### TASK OBJECTIVE
Go through the data and copy every line exactly, but not the images.

### SUPPLIED INFORMATION
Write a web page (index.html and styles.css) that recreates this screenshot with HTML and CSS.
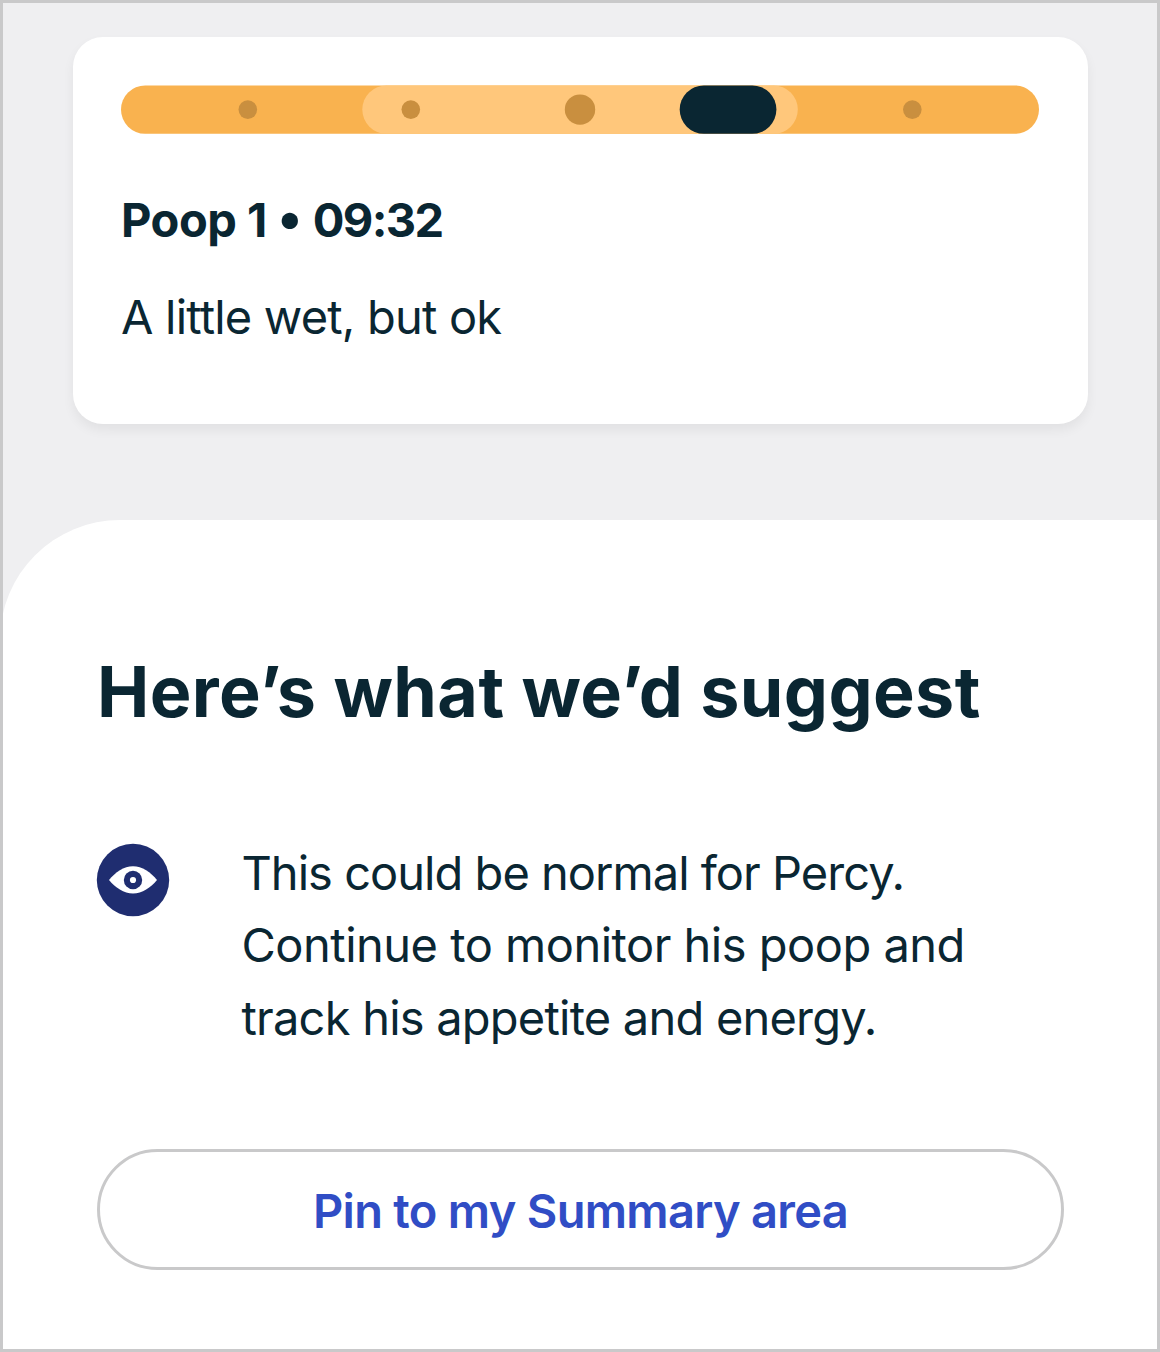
FILE: index.html
```html
<!DOCTYPE html>
<html lang="en">
<head>
<meta charset="utf-8">
<title>Poop summary</title>
<link rel="stylesheet" href="styles.css">
</head>
<body>
<main class="screen">
  <section class="result">
    <article class="card">
      <svg class="scale" viewBox="0 0 918 49" aria-hidden="true">
        <rect class="scale-track" y=".4" width="918" height="48.4" rx="24.2"/>
        <rect class="scale-range" x="241.3" y=".4" width="435.5" height="48.4" rx="24.2"/>
        <circle class="scale-dot" cx="126.8" cy="24.6" r="9.3"/>
        <circle class="scale-dot" cx="289.8" cy="24.6" r="9.3"/>
        <circle class="scale-dot" cx="459" cy="24.6" r="15.2"/>
        <circle class="scale-dot" cx="791.3" cy="24.6" r="9.3"/>
        <rect class="scale-marker" x="558.7" y=".4" width="96.7" height="48.4" rx="24.2"/>
      </svg>
      <h2 class="card-title"><span class="name">Poop 1</span><span class="bullet">•</span><span class="time">09:32</span></h2>
      <p class="card-text">A little wet, but ok</p>
    </article>
  </section>
  <section class="advice">
    <h1 class="advice-title">Here’s what we’d suggest</h1>
    <div class="tip">
      <svg class="tip-icon" viewBox="0 0 73 73" aria-hidden="true">
        <circle class="icon-blue" cx="36" cy="36" r="36.2"/>
        <path class="icon-white" d="M12 36C18 28.5 27 22.3 36 22.3S54 28.5 60 36C54 43.5 45 49.5 36 49.5S18 43.5 12 36Z"/>
        <circle class="icon-blue" cx="36" cy="36" r="9.2"/>
        <circle class="icon-white" cx="36" cy="36" r="3.1"/>
      </svg>
      <p class="tip-text"><span class="line line-1">This could be normal for Percy.</span> <span class="line line-2">Continue to monitor his poop and</span> <span class="line line-3">track his appetite and energy.</span></p>
    </div>
    <button class="pin" type="button">Pin to my Summary area</button>
  </section>
</main>
</body>
</html>
```
FILE: styles.css
```css
* {
  box-sizing: border-box;
  margin: 0;
}

body {
  font-family: Inter, "Liberation Sans", sans-serif;
  color: #0a2632;
}

.screen {
  position: relative;
  display: flex;
  flex-direction: column;
  width: 1160px;
  height: 1352px;
  background: #efeff1;
}

/* The frame lies over the sections, so it clips the rounded corner. */
.screen::after {
  content: "";
  position: absolute;
  inset: 0;
  border: 3px solid #c9c9ca;
  pointer-events: none;
}

.result {
  height: 520px;
  padding: 37px 72px 0 73px;
}

.card {
  height: 387px;
  padding: 48px;
  border-radius: 30px;
  background: #fff;
  box-shadow: 0 6px 12px rgba(0, 0, 0, 0.06);
}

.scale {
  display: block;
  width: 918px;
  height: 49px;
  margin-bottom: 50px;
}

.scale-track { fill: #f9b24f; }
.scale-range { fill: #ffc77b; }
.scale-dot { fill: #c98f3f; }
.scale-marker { fill: #0a2632; }

.card-title,
.card-text,
.tip-text {
  font-size: 47px;
  line-height: 72.5px;
  white-space: nowrap;
}

.card-title {
  display: flex;
  height: 72.5px;
  margin-bottom: 24px;
  font-weight: 700;
}

.name {
  letter-spacing: -0.5px;
}

.bullet {
  width: 46px;
  font-size: 52px;
  line-height: 67px;
  letter-spacing: 0;
  text-align: center;
}

.time {
  letter-spacing: -1.6px;
}

.card-text {
  letter-spacing: -0.8px;
}

.advice {
  flex: 1;
  padding: 124px 96px 0 97px;
  border-top-left-radius: 120px;
  background: #fff;
}

.advice-title {
  margin-bottom: 96px;
  font-size: 70px;
  font-weight: 700;
  line-height: 96px;
  letter-spacing: 0.4px;
  white-space: nowrap;
}

.tip {
  display: flex;
  gap: 71.5px;
  height: 218px;
  margin-bottom: 95px;
}

.tip-icon {
  flex: none;
  width: 73px;
  height: 73px;
  margin-top: 8px;
  overflow: visible;
}

.icon-blue { fill: #1f2d70; }
.icon-white { fill: #fff; }

.tip-text {
  padding-top: 1px;
  line-height: 72.3px;
}

.line {
  display: block;
}

.line-1 { letter-spacing: -0.97px; }
.line-2 { letter-spacing: -0.5px; }
.line-3 { letter-spacing: -0.78px; }

.pin {
  display: block;
  width: 967px;
  height: 121px;
  padding: 3px 0 0;
  border: 3px solid #c9c9ca;
  border-radius: 61px;
  background: #fff;
  color: #304dc5;
  font: 600 47px/72px Inter, "Liberation Sans", sans-serif;
  letter-spacing: -0.7px;
}
```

### ANSWER TO THE TASK
Write a web page (index.html and styles.css) that recreates this screenshot with HTML and CSS.
FILE: index.html
```html
<!DOCTYPE html>
<html lang="en">
<head>
<meta charset="utf-8">
<title>Poop summary</title>
<link rel="stylesheet" href="styles.css">
</head>
<body>
<main class="screen">
  <section class="result">
    <article class="card">
      <svg class="scale" viewBox="0 0 918 49" aria-hidden="true">
        <rect class="scale-track" y=".4" width="918" height="48.4" rx="24.2"/>
        <rect class="scale-range" x="241.3" y=".4" width="435.5" height="48.4" rx="24.2"/>
        <circle class="scale-dot" cx="126.8" cy="24.6" r="9.3"/>
        <circle class="scale-dot" cx="289.8" cy="24.6" r="9.3"/>
        <circle class="scale-dot" cx="459" cy="24.6" r="15.2"/>
        <circle class="scale-dot" cx="791.3" cy="24.6" r="9.3"/>
        <rect class="scale-marker" x="558.7" y=".4" width="96.7" height="48.4" rx="24.2"/>
      </svg>
      <h2 class="card-title"><span class="name">Poop 1</span><span class="bullet">•</span><span class="time">09:32</span></h2>
      <p class="card-text">A little wet, but ok</p>
    </article>
  </section>
  <section class="advice">
    <h1 class="advice-title">Here’s what we’d suggest</h1>
    <div class="tip">
      <svg class="tip-icon" viewBox="0 0 73 73" aria-hidden="true">
        <circle class="icon-blue" cx="36" cy="36" r="36.2"/>
        <path class="icon-white" d="M12 36C18 28.5 27 22.3 36 22.3S54 28.5 60 36C54 43.5 45 49.5 36 49.5S18 43.5 12 36Z"/>
        <circle class="icon-blue" cx="36" cy="36" r="9.2"/>
        <circle class="icon-white" cx="36" cy="36" r="3.1"/>
      </svg>
      <p class="tip-text"><span class="line line-1">This could be normal for Percy.</span> <span class="line line-2">Continue to monitor his poop and</span> <span class="line line-3">track his appetite and energy.</span></p>
    </div>
    <button class="pin" type="button">Pin to my Summary area</button>
  </section>
</main>
</body>
</html>
```
FILE: styles.css
```css
* {
  box-sizing: border-box;
  margin: 0;
}

body {
  font-family: Inter, "Liberation Sans", sans-serif;
  color: #0a2632;
}

.screen {
  position: relative;
  display: flex;
  flex-direction: column;
  width: 1160px;
  height: 1352px;
  background: #efeff1;
}

/* The frame lies over the sections, so it clips the rounded corner. */
.screen::after {
  content: "";
  position: absolute;
  inset: 0;
  border: 3px solid #c9c9ca;
  pointer-events: none;
}

.result {
  height: 520px;
  padding: 37px 72px 0 73px;
}

.card {
  height: 387px;
  padding: 48px;
  border-radius: 30px;
  background: #fff;
  box-shadow: 0 6px 12px rgba(0, 0, 0, 0.06);
}

.scale {
  display: block;
  width: 918px;
  height: 49px;
  margin-bottom: 50px;
}

.scale-track { fill: #f9b24f; }
.scale-range { fill: #ffc77b; }
.scale-dot { fill: #c98f3f; }
.scale-marker { fill: #0a2632; }

.card-title,
.card-text,
.tip-text {
  font-size: 47px;
  line-height: 72.5px;
  white-space: nowrap;
}

.card-title {
  display: flex;
  height: 72.5px;
  margin-bottom: 24px;
  font-weight: 700;
}

.name {
  letter-spacing: -0.5px;
}

.bullet {
  width: 46px;
  font-size: 52px;
  line-height: 67px;
  letter-spacing: 0;
  text-align: center;
}

.time {
  letter-spacing: -1.6px;
}

.card-text {
  letter-spacing: -0.8px;
}

.advice {
  flex: 1;
  padding: 124px 96px 0 97px;
  border-top-left-radius: 120px;
  background: #fff;
}

.advice-title {
  margin-bottom: 96px;
  font-size: 70px;
  font-weight: 700;
  line-height: 96px;
  letter-spacing: 0.4px;
  white-space: nowrap;
}

.tip {
  display: flex;
  gap: 71.5px;
  height: 218px;
  margin-bottom: 95px;
}

.tip-icon {
  flex: none;
  width: 73px;
  height: 73px;
  margin-top: 8px;
  overflow: visible;
}

.icon-blue { fill: #1f2d70; }
.icon-white { fill: #fff; }

.tip-text {
  padding-top: 1px;
  line-height: 72.3px;
}

.line {
  display: block;
}

.line-1 { letter-spacing: -0.97px; }
.line-2 { letter-spacing: -0.5px; }
.line-3 { letter-spacing: -0.78px; }

.pin {
  display: block;
  width: 967px;
  height: 121px;
  padding: 3px 0 0;
  border: 3px solid #c9c9ca;
  border-radius: 61px;
  background: #fff;
  color: #304dc5;
  font: 600 47px/72px Inter, "Liberation Sans", sans-serif;
  letter-spacing: -0.7px;
}
```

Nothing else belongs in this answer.